А тут с воем, ревом, улюлюканьем, ржаньем и визгом три громадных, плотно сбитых кома людей и лошадей, подобно трем горным обвалам, ударили в опешившие тьмы ордынцев. Звуки нарастали в своей ярости, ошарашивали тех, кто бездействовал в срединной толще Бегичева войска, всадников кренило то в один, то в другой бок. Передние уже повернули, но места для отступления не было, и они начали топтать своих. Задние же, свирепо ругаясь, не давали им пути; а с тылу, от реки, тоже подпирали те, кто еще только выбирался на берег. Большинство не могло понять, что происходит и почему, если столкнулись с русскими, не дадут им настоящего боя; крики начальников только прибавляли неразберихи; стесненная до предела середина потеряла управление и начала понемногу пятиться. В этой стесненности, несвободе действия была оскорбительная для степняков похожесть на табун, загнанный в загородки; но вот раздается страшный треск, будто лопаются сухие жерди под напором обезумевшей силы, и все неумолимо валит куда-то, и большинство бездумно устремляется туда же, не чуя, что там ждет — спасение или погибель? — лишь бы не топтаться дольше на месте…
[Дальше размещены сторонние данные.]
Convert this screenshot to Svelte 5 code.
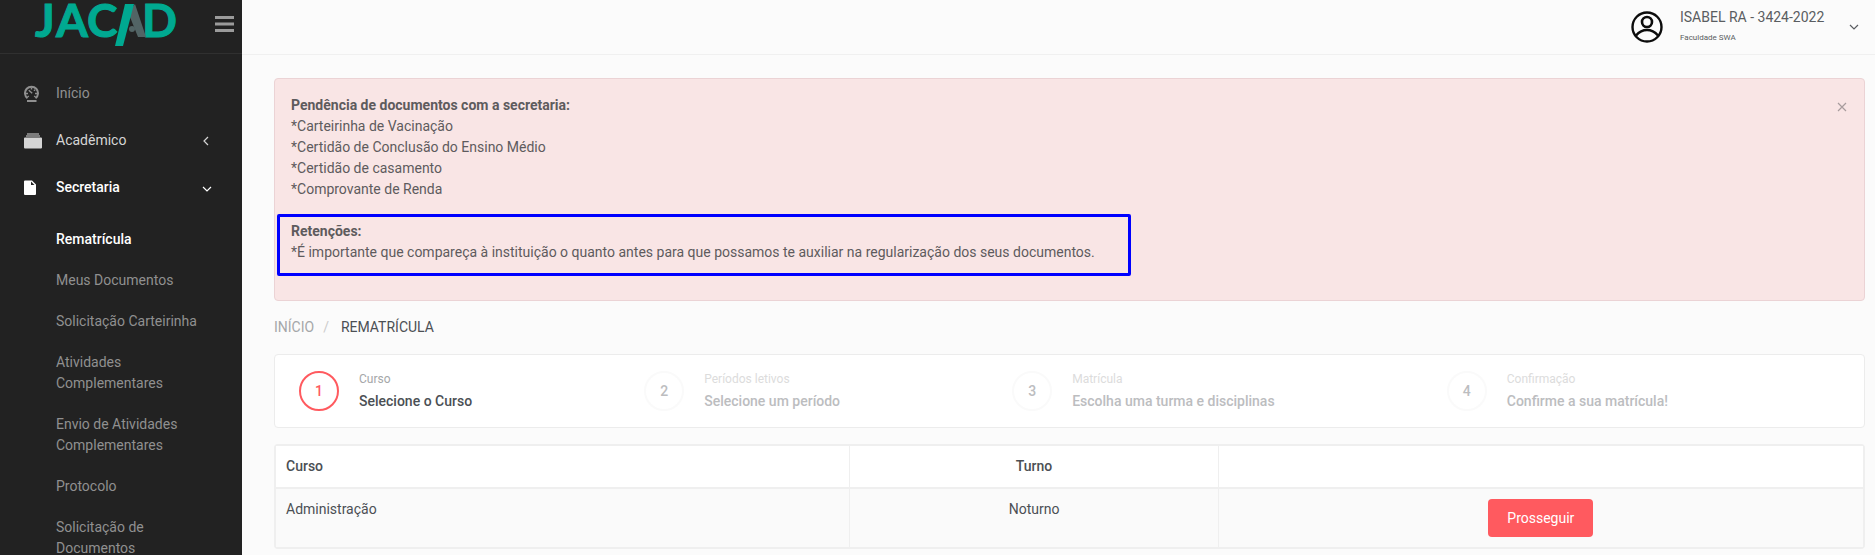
<script>
	const submenu = [
		{ label: "Rematrícula", active: true },
		{ label: "Meus Documentos" },
		{ label: "Solicitação Carteirinha" },
		{ label: "Atividades Complementares" },
		{ label: "Envio de Atividades Complementares" },
		{ label: "Protocolo" },
		{ label: "Solicitação de Documentos" },
	];

	const pendingDocs = [
		"Carteirinha de Vacinação",
		"Certidão de Conclusão do Ensino Médio",
		"Certidão de casamento",
		"Comprovante de Renda",
	];

	const steps = [
		{ title: "Curso", text: "Selecione o Curso" },
		{ title: "Períodos letivos", text: "Selecione um período" },
		{ title: "Matrícula", text: "Escolha uma turma e disciplinas" },
		{ title: "Confirmação", text: "Confirme a sua matrícula!" },
	];

	const courses = [{ name: "Administração", shift: "Noturno" }];

	let currentStep = $state(0);
	let showAlert = $state(true);
	let secretariaOpen = $state(true);

	function nextStep() {
		if (currentStep < steps.length - 1) {
			currentStep += 1;
		}
	}
</script>

<div class="layout">
	<aside class="sidebar">
		<div class="brand">
			<svg class="logo" viewBox="0 0 144 48" role="img" aria-label="JACAD">
				<g class="logo-text">
					<text x="1" y="37">J</text>
					<text x="22" y="37">A</text>
					<text x="53" y="37">C</text>
					<text x="108" y="37">D</text>
				</g>
				<polygon class="logo-leg" points="97,9 101,4 112,37 104,37 96,17" />
				<polygon class="logo-slash" points="91,4 100,4 89,46 81,46" />
				<circle class="logo-leg" cx="98" cy="29" r="3" />
			</svg>
			<button type="button" class="toggle" aria-label="Menu">
				<svg width="20" height="18" viewBox="0 0 20 18">
					<path d="M0 2.500h19M0 9h19M0 15.500h19" stroke="currentColor" stroke-width="3" />
				</svg>
			</button>
		</div>

		<nav class="menu">
			<a href="#inicio" class="menu-item">
				<svg class="menu-icon" viewBox="0 0 18 18">
					<path
						d="M3.500 13.300A6.500 6.500 0 1 1 11.500 13.300"
						fill="none"
						stroke="currentColor"
						stroke-width="2"
					/>
					<path d="M3 15h9.500v2H3z" fill="currentColor" />
					<path
						d="M4.800 5.300l3.400 2.900M7.500 2.500v2M2 8.500h2M11 8.500h2M11 4.800l-1 1M3.500 12l1.300-1M11.500 12l-1.300-1"
						fill="none"
						stroke="currentColor"
						stroke-width="1.500"
					/>
				</svg>
				<span class="menu-label">Início</span>
			</a>
			<a href="#academico" class="menu-item bright">
				<svg class="menu-icon" viewBox="0 0 18 18">
					<path
						d="M3 1.500h12v1H3zM2 3.500h14v1H2zM1 5.500h16a1 1 0 0 1 1 1v9a1 1 0 0 1-1 1H1a1 1 0 0 1-1-1v-9a1 1 0 0 1 1-1z"
						fill="currentColor"
					/>
				</svg>
				<span class="menu-label">Acadêmico</span>
				<svg class="arrow" viewBox="0 0 10 10">
					<path d="M6 1L2 5l4 4" fill="none" stroke="currentColor" stroke-width="1.200" />
				</svg>
			</a>
			<button
				type="button"
				class="menu-item active"
				aria-expanded={secretariaOpen}
				onclick={() => (secretariaOpen = !secretariaOpen)}
			>
				<svg class="menu-icon" viewBox="0 0 18 18">
					<path
						fill-rule="evenodd"
						d="M1 1.500h7l4 4V15a1 1 0 0 1-1 1H1a1 1 0 0 1-1-1V2.500a1 1 0 0 1 1-1zM7 2.500V6h3.500z"
						fill="currentColor"
					/>
				</svg>
				<span class="menu-label">Secretaria</span>
				<svg class="arrow" viewBox="0 0 10 10">
					<path d="M1 4l4 4 4-4" fill="none" stroke="currentColor" stroke-width="1.200" />
				</svg>
			</button>
			{#if secretariaOpen}
				<div class="submenu">
					{#each submenu as item}
						<a href="#secretaria" class="submenu-item" class:active={item.active}>{item.label}</a>
					{/each}
				</div>
			{/if}
		</nav>
	</aside>

	<div class="content">
		<header class="topbar">
			<button type="button" class="user">
				<svg class="avatar" viewBox="0 0 32 32">
					<g fill="none" stroke="#0c0c0c">
						<circle cx="16" cy="16" r="14.500" stroke-width="2.400" />
						<circle cx="16" cy="11" r="5" stroke-width="2.600" />
						<path d="M5 24.500C8.500 20.500 12 19 16 19s7.500 1.500 11 5.500" stroke-width="2.600" />
					</g>
				</svg>
				<span class="user-info">
					<span class="user-name">ISABEL RA - 3424-2022</span>
					<span class="user-school">Faculdade SWA</span>
				</span>
				<svg class="arrow" viewBox="0 0 10 10">
					<path d="M1 3l4 4 4-4" fill="none" stroke="currentColor" stroke-width="1.200" />
				</svg>
			</button>
		</header>

		<main class="page">
			{#if showAlert}
				<div class="alert" role="alert">
					<div class="alert-body">
						<div class="alert-group">
							<strong>Pendência de documentos com a secretaria:</strong>
							{#each pendingDocs as doc}
								<div>*{doc}</div>
							{/each}
						</div>
						<div class="alert-group highlight">
							<strong>Retenções:</strong>
							<div>
								*É importante que compareça à instituição o quanto antes para que possamos te auxiliar
								na regularização dos seus documentos.
							</div>
						</div>
					</div>
					<button
						type="button"
						class="close"
						aria-label="Fechar"
						onclick={() => (showAlert = false)}
					>
						<svg width="12" height="12" viewBox="0 0 12 12">
							<path d="M2 2l8 8M10 2l-8 8" stroke="currentColor" stroke-width="1.200" />
						</svg>
					</button>
				</div>
			{/if}

			<nav class="breadcrumb" aria-label="breadcrumb">
				<a href="#inicio">INÍCIO</a>
				<span class="separator">/</span>
				<span>REMATRÍCULA</span>
			</nav>

			<ol class="steps">
				{#each steps as step, i}
					<li class="step" class:current={i === currentStep}>
						<span class="step-number">{i + 1}</span>
						<span class="step-info">
							<span class="step-title">{step.title}</span>
							<span class="step-text">{step.text}</span>
						</span>
					</li>
				{/each}
			</ol>

			<div class="table-box">
				<table>
					<thead>
						<tr>
							<th class="col-course">Curso</th>
							<th class="col-shift">Turno</th>
							<th class="col-action"></th>
						</tr>
					</thead>
					<tbody>
						{#each courses as course}
							<tr>
								<td class="col-course">{course.name}</td>
								<td class="col-shift">{course.shift}</td>
								<td class="col-action">
									<button type="button" class="btn" onclick={nextStep}>Prosseguir</button>
								</td>
							</tr>
						{/each}
					</tbody>
				</table>
			</div>
		</main>
	</div>
</div>

<style>
	:global(body) {
		background: #fbfbfb;
	}

	.layout,
	.layout * {
		box-sizing: border-box;
	}

	.layout {
		display: flex;
		height: 100vh;
		overflow: hidden;
		font-family: Roboto, "Liberation Sans", sans-serif;
		font-size: 14px;
		line-height: 21px;
		color: #4b4f54;
	}

	button {
		font: inherit;
		color: inherit;
		border: none;
		background: none;
		padding: 0;
		cursor: pointer;
	}

	a {
		color: inherit;
		text-decoration: none;
	}

	.sidebar {
		flex: 0 0 242px;
		background: #222;
		color: #909090;
		overflow: hidden;
	}

	.brand {
		display: flex;
		align-items: flex-start;
		justify-content: space-between;
		height: 54px;
		padding: 0 7px 0 34px;
		border-bottom: 1px solid #303030;
	}

	.logo {
		width: 144px;
		height: 48px;
		overflow: visible;
	}

	.logo-text {
		font-family: Lato, sans-serif;
		font-size: 46px;
		font-weight: 700;
		fill: #00a991;
		stroke: #00a991;
		stroke-width: 1px;
	}

	.logo-slash {
		fill: #00a991;
	}

	.logo-leg {
		fill: #526465;
	}

	.toggle {
		height: 48px;
		color: #9b9b9b;
	}

	.toggle svg {
		display: block;
	}

	.menu {
		padding-top: 16px;
	}

	.menu-item {
		display: flex;
		align-items: center;
		width: 100%;
		padding: 13px 30px 13px 24px;
		text-align: left;
	}

	.menu-icon {
		width: 18px;
		height: 18px;
		margin-right: 14px;
	}

	.menu-label {
		flex: 1;
	}

	.bright {
		color: #d5d5d5;
	}

	.active {
		color: #fff;
		font-weight: 500;
	}

	.arrow {
		width: 10px;
		height: 10px;
	}

	.submenu {
		padding-top: 8px;
	}

	.submenu-item {
		display: block;
		padding: 10px 32px 10px 56px;
	}

	.content {
		flex: 1;
		min-width: 0;
	}

	.topbar {
		display: flex;
		justify-content: flex-end;
		height: 55px;
		padding: 0 16px;
		border-bottom: 1px solid #f0f0f0;
	}

	.user {
		display: flex;
		align-items: center;
		text-align: left;
		color: #5a5d61;
	}

	.avatar {
		width: 32px;
		height: 32px;
		margin-right: 17px;
	}

	.user-info {
		display: flex;
		flex-direction: column;
		min-width: 148px;
		margin-right: 21px;
	}

	.user-school {
		font-size: 8px;
		line-height: 20px;
	}

	.page {
		padding: 23px 10px 0 32px;
	}

	.alert {
		display: flex;
		align-items: flex-start;
		padding: 16px;
		background: #f9e5e5;
		border: 1px solid #ebd3d5;
		border-radius: 4px;
		color: #5e5b5d;
	}

	.alert-body {
		flex: 1;
	}

	.alert-group {
		width: fit-content;
		margin-bottom: 21px;
	}

	.alert strong {
		display: block;
		font-weight: 700;
	}

	.highlight {
		position: relative;
	}

	/* frame drawn around the retention notice */
	.highlight::after {
		content: "";
		position: absolute;
		inset: -7px -36px -13px -14px;
		border: 3px solid #00f;
		border-radius: 2px;
		pointer-events: none;
	}

	.close {
		display: flex;
		align-items: center;
		height: 24px;
		color: #a89c9d;
	}

	.breadcrumb {
		display: flex;
		padding: 16px 0;
	}

	.breadcrumb a {
		color: #a5a7a9;
	}

	.separator {
		margin: 0 12px 0 9px;
		color: #ccc;
	}

	.steps {
		display: flex;
		list-style: none;
		margin: 0 0 16px;
		padding: 16px 24px;
		background: #fff;
		border: 1px solid #ececec;
		border-radius: 4px;
	}

	.step {
		display: flex;
		flex: 1 1 auto;
		align-items: center;
		gap: 20px;
		color: #bcbdbf;
	}

	.step-number {
		display: flex;
		align-items: center;
		justify-content: center;
		width: 40px;
		height: 40px;
		border: 2px solid #fafafa;
		border-radius: 50%;
		font-weight: 500;
	}

	.step-info {
		display: flex;
		flex-direction: column;
		gap: 4px;
	}

	.step-title {
		font-size: 12px;
		line-height: 16px;
		color: #dcdcdc;
	}

	.step-text {
		line-height: 20px;
		font-weight: 500;
	}

	.current {
		color: #4b4f54;
	}

	.current .step-number {
		color: #ff5a5f;
		border-color: #ff5a5f;
	}

	.current .step-title {
		color: #a5a7a9;
	}

	.table-box {
		border: 2px solid #efefef;
		border-radius: 4px;
	}

	table {
		width: 100%;
		border-collapse: separate;
		border-spacing: 0;
		table-layout: fixed;
	}

	th,
	td {
		padding: 10px;
		vertical-align: top;
		text-align: center;
		border-right: 1px solid #efefef;
	}

	th {
		font-weight: 500;
		background: #fff;
		border-bottom: 2px solid #efefef;
	}

	td {
		background: #fafafa;
	}

	th:last-child,
	td:last-child {
		border-right: none;
	}

	.col-course {
		width: 36.2%;
		text-align: left;
	}

	.col-shift {
		width: 23.2%;
	}

	.btn {
		display: block;
		margin: 0 auto;
		height: 38px;
		padding: 0 19px;
		background: #ff5a5f;
		border-radius: 4px;
		color: #fff;
	}
</style>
Скоротечность сражения подчеркивалась стремительным шествием августовских сумерек. В это время года в среднерусских широтах темнеет уже к девяти вечера: на глазах западает за тучи и леса последнее зарево, взбухают над водами дышащие клубы тумана; все зыбится, мерещится и слоится.

По русским полкам полетело распоряжение: преследовать врага только до Вожи, сбить в реку, в дальнейшую погоню не ввязываться, поздно уже.

Часть ордынского войска, отсеченная от реки боковыми ударами русских полков, была уничтожена полностью; не меньшую часть повалили наземь при погоне, настигнув копьем, сулицей либо мечом. Река клокотала, выйдя из берегов.

…Белая стена, постепенно оцепенявшая берега и воду, глушила звуки. Словно безмолвный седой сон исходил от трав, от кустов, от слезящихся камней. Стоны раненых становились все нечленораздельней, будто сама земля изнемогала и бредила.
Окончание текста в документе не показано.